UU No.6 Tahun 2023 tentang Penetapan Perppu No.2 Tahun 2022 tentang Cipta Kerja menjadi UU mengubah sebagian ketentuan UU No.18 Tahun 2013 tentang Pencegahan dan Pemberantasan Perusakan hutan. Misalnya, menyisipkan Pasal 110 A dan 100 B, intinya memberi kesempatan bagi pengusaha yang melakukan kegiatan usaha di dalam kawasan hutan untuk mengurus perizinan paling lambat 3 tahun sejak UU 6/2023 berlaku. Sanksi yang dikenakan bagi pengusaha yang melanggar ketentuan tersebut bukan pidana, tapi administratif. Sejak awal ketentuan itu menuai protes dari kalangan masyarakat sipil, salah satunya Walhi.
Manager Kampanye Hutan dan Kebun Wahana Lingkungan Hidup Indonesia (Walhi) Nasional, Uli Arta Siagian, menilai Pasal 110A dan 110B UU 6/2023 merupakan bentuk pengampunan terhadap pelaku kejahatan kehutanan. Pemberian pengampunan oleh pemerintah itu semakin cepat jelang Pemilu 2024. Hal itu dapat dilihat dari kebijakan Menteri Lingkungan Hidup dan Kehutanan (LHK) menerbitkan Surat Keputusan (SK) ke XI memuat beragam data dan informasi kegiatan usaha yang telah terbangun di dalam kawasan hutan tanpa mengantongi perizinan kehutanan.
SK ke XI itu menurut Uli mengidentifikasi 890 subjek hukum yang kebanyakan perusahaan sawit (531 unit), pertambangan (175 unit), dan sisanya individu, koperasi, dan kelompok tani. Dalam SK 1-7 yang sebelumnya diterbitkan Menteri LHK, teridentifikasi sebanyak 1.192 subjek hukum dimana 616 diantqaranya korporasi sawit, 130 perusahaan pertambangan, 241 individu, dan kelompok dengan aktivitas perkebunan sawit serta 205 unit kegiatan lainnya.
Uli yakin Kementerian LHK bakal menuntaskan pengampunan terhadap pelaku kejahatan kehutaanan ini sebelum 2 November 2023 sebagaimana mandat Pasal 110A dan 110B UU 6/2023. Kerja cepat pemerintah ini bukan tanpa konteks, mengingat 19 Oktober 2023 sampai 25 November 2023 merupakan masa pendaftaran calon Presiden dan Wakil Presiden, calon Gubernur, dan Wakil Gubernur, serta calon bupati dan wakil bupati.
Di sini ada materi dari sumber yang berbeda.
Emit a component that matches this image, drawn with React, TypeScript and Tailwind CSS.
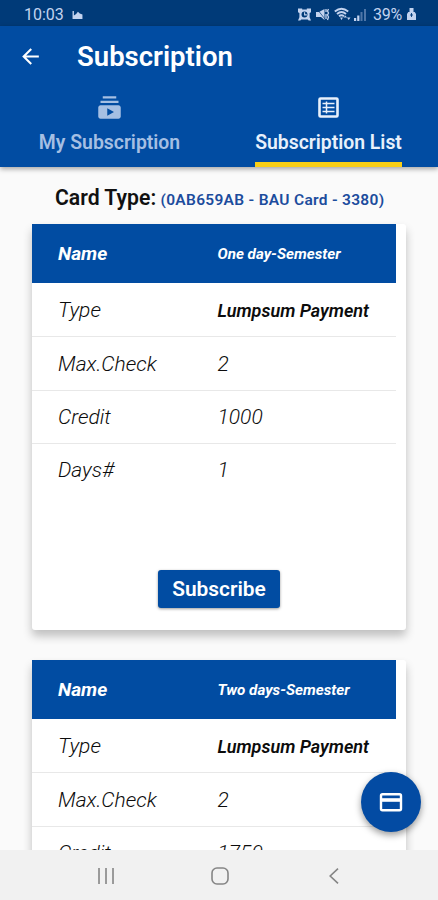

Dengan demikian, disinyalir awal November 2023 konsolidasi kepentingan antara, partai-partai politik dan pemberi biaya sudah harus selesai. Hal ini diperkuat dengan proses yang dilakukan secara tertutup oleh Kementerian LHK.
“Sehingga tidak berlebihan, jika kita sebut Pasal 110 A dan 110 B ini merupakan ruang transaksional yang sengaja dibuat untuk mempertemukan kepentingan korporasi dan para elit di tahun politik. Korporasi dapat pengampunan, para elit dapat ongkos politik,” kata Uli dikonfirmasi, Kamis (27/04/2023).
Baca juga:
- ICEL Kritisi 10 Instrumen Hukum Lingkungan Pasca UU Cipta Kerja
- Menteri Siti Nurbaya: UU Cipta Kerja Sebagai Upaya Perlindungan Lingkungan dan Masyarakat
Selain korporasi, Uli menyebut subjek hukum lainnya seperti individu yang memiliki kebun sawit di kawasan hutan perlu ditelusuri lebih jauh mengingat luasnya sampai 25 hektar. Dalam SK ke-XI disebut ada 31 individu yang memiliki kebun sawit lebih dari 25 hektar. Kelompok tani dengan komoditas sawit rentan dijadikan modus korporasi untuk mendapat pengampunan. Fakta yang umum ditemukan di lapangan antara lain korporasi membentuk kelompok plasma yang anggotanya merupakan karyawan perusahaan atau beberapa kelompok masyarakat. Tujuannya agar perusahaan bisa mendapat akses legal di kawasan hutan.